Ich möchte zu Ihrem Antrag auf Erste-Hilfe-Unterricht in den Schulen kommen. Hierzu kann ich nur sagen, dass dies eigentlich eine gute Idee ist. Sie sind aber schlecht informiert und haben nicht zu Ende gedacht. Was Sie fordern, gibt es schon längst.

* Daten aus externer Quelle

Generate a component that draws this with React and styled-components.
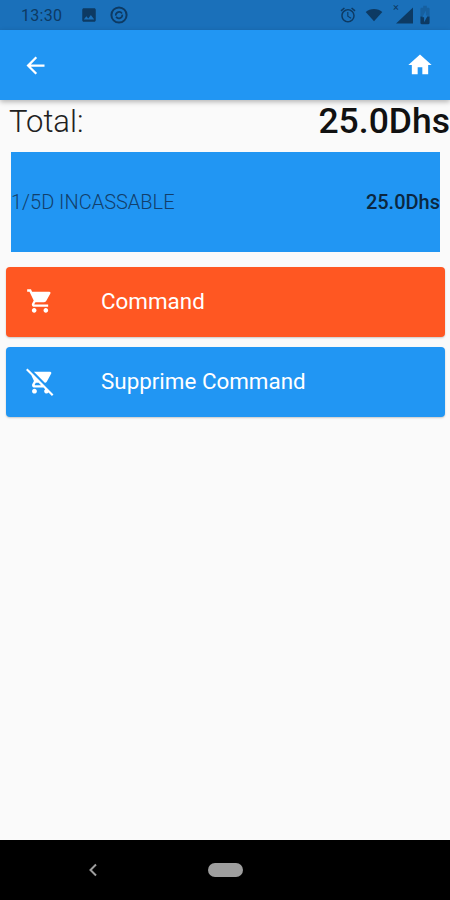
import React from 'react'
import styled, { createGlobalStyle } from 'styled-components'
import {
  MdArrowBack,
  MdHome,
  MdShoppingCart,
  MdRemoveShoppingCart,
  MdPhoto,
  MdAlarm,
  MdBatteryCharging50,
} from 'react-icons/md'

const GlobalStyle = createGlobalStyle`
  html, body {
    margin: 0;
    padding: 0;
    background: #fafafa;
    font-family: Roboto, "Liberation Sans", sans-serif;
  }
`

export default function App() {
  return (
    <Screen>
      <GlobalStyle />
      <StatusBar>
        <StatusGroup>
          <Clock>13:30</Clock>
          <MdPhoto size={18} />
          <svg width="20" height="20" viewBox="0 0 20 20" fill="none" stroke="currentColor" strokeWidth="2">
            <circle cx="10" cy="10" r="7.6" />
            <path d="M6.8 10.6a3.4 3.4 0 0 1 6.2-2.2M13.3 9.6a3.4 3.4 0 0 1-6.2 2.2" strokeWidth="1.7" />
          </svg>
        </StatusGroup>
        <StatusGroup $gap={8}>
          <MdAlarm size={18} />
          <svg width="18" height="14" viewBox="0 0 20 16">
            <path d="M10 15 0.5 4.6C3 2.4 6.3 1 10 1s7 1.4 9.5 3.6z" fill="currentColor" />
          </svg>
          <SignalWrap>
            <NoData>×</NoData>
            <svg width="17" height="17" viewBox="0 0 18 17">
              <path d="M0 17 18 0v17z" fill="currentColor" />
            </svg>
          </SignalWrap>
          <MdBatteryCharging50 size={22} />
        </StatusGroup>
      </StatusBar>

      <AppBar>
        <MdArrowBack size={27} />
        <MdHome size={28} />
      </AppBar>

      <Content>
        <TotalRow>
          <TotalLabel>Total:</TotalLabel>
          <TotalValue>25.0Dhs</TotalValue>
        </TotalRow>

        <OrderItem>
          <ItemName>1/5D INCASSABLE</ItemName>
          <ItemPrice>25.0Dhs</ItemPrice>
        </OrderItem>

        <ActionButton $color="#ff5722">
          <ActionIcon><MdShoppingCart size={28} /></ActionIcon>
          Command
        </ActionButton>
        <ActionButton $color="#2196f3">
          <ActionIcon><MdRemoveShoppingCart size={29} /></ActionIcon>
          Supprime Command
        </ActionButton>
      </Content>

      <NavBar>
        <svg width="10" height="14" viewBox="0 0 10 14" fill="none" stroke="#9e9e9e" strokeWidth="2">
          <path d="M8 1.5 2.5 7 8 12.5" />
        </svg>
        <HomePill />
      </NavBar>
    </Screen>
  )
}

const Screen = styled.div`
  width: 450px;
  height: 900px;
  display: flex;
  flex-direction: column;
  overflow: hidden;
  background: #fafafa;
`

const StatusBar = styled.div`
  height: 30px;
  flex: none;
  display: flex;
  align-items: center;
  justify-content: space-between;
  padding: 0 14px 0 21px;
  background: #1a70ba;
  color: #0d3a63;
`

const StatusGroup = styled.div`
  display: flex;
  align-items: center;
  gap: ${props => props.$gap || 11}px;
`

const Clock = styled.span`
  font-size: 16px;
  letter-spacing: 0.3px;
  margin-right: 7px;
`

const SignalWrap = styled.div`
  position: relative;
  display: flex;
  align-items: flex-end;
  height: 18px;
  margin: 0 -7px 0 5px;
`

const NoData = styled.span`
  position: absolute;
  top: -4px;
  left: -3px;
  font-size: 11px;
  line-height: 12px;
`

const AppBar = styled.header`
  height: 70px;
  flex: none;
  display: flex;
  align-items: center;
  justify-content: space-between;
  padding: 0 16px 0 22px;
  background: #2196f3;
  color: #fff;
  box-shadow: 0 2px 5px rgba(0, 0, 0, 0.28);
  position: relative;
`

const Content = styled.main`
  flex: 1;
  display: flex;
  flex-direction: column;
`

const TotalRow = styled.div`
  height: 42px;
  display: flex;
  align-items: center;
  justify-content: space-between;
  padding-left: 9px;
`

const TotalLabel = styled.span`
  font-size: 31px;
  font-weight: 300;
  color: #212121;
`

const TotalValue = styled.span`
  font-size: 35.5px;
  font-weight: 500;
  color: #111;
`

const OrderItem = styled.div`
  height: 100px;
  margin: 10px 10px 15px 11px;
  display: flex;
  align-items: center;
  justify-content: space-between;
  background: #2196f3;
`

const ItemName = styled.span`
  font-size: 20px;
  font-weight: 300;
  color: #123f6b;
`

const ItemPrice = styled.span`
  font-size: 20px;
  font-weight: 500;
  color: #0b2740;
`

const ActionButton = styled.button`
  height: 70px;
  margin: 0 5px 10px 6px;
  padding: 0 0 2px;
  display: flex;
  align-items: center;
  border: none;
  border-radius: 4px;
  background: ${props => props.$color};
  color: #fff;
  font-family: inherit;
  font-size: 22.4px;
  text-align: left;
  box-shadow: 0 1px 2px rgba(0, 0, 0, 0.2);
`

const ActionIcon = styled.span`
  width: 95px;
  padding-left: 20px;
  box-sizing: border-box;
  display: flex;
  flex: none;
`

const NavBar = styled.nav`
  height: 60px;
  flex: none;
  position: relative;
  display: flex;
  align-items: center;
  padding-left: 88px;
  gap: 110px;
  background: #000;
`

const HomePill = styled.div`
  width: 35px;
  height: 14px;
  border-radius: 7px;
  background: #9e9e9e;
`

In den Lehrplänen der Jahrgangsstufen 3 und 4 der Grundschulen ist der Themenblock Unfallverhütung und Maßnahmen bei Verletzungen bereits eingeführt. Als Konsequenz sind Erste-Hilfe-Maßnahmen als verbindlicher

Unterrichtsinhalt im Rahmen des Themas „Ich und mein Körper“ für die Klassen 3 und 4 im Sachunterricht in der Grundschule vorgesehen. In den Jahrgangsstufen 5 bis 10 ist im Rahmen des Aufgabengebietes „Gesundheitsförderung für alle Schulformen“ ein Themenbereich „Sicherheitserziehung“ verbindlich festgeschrieben.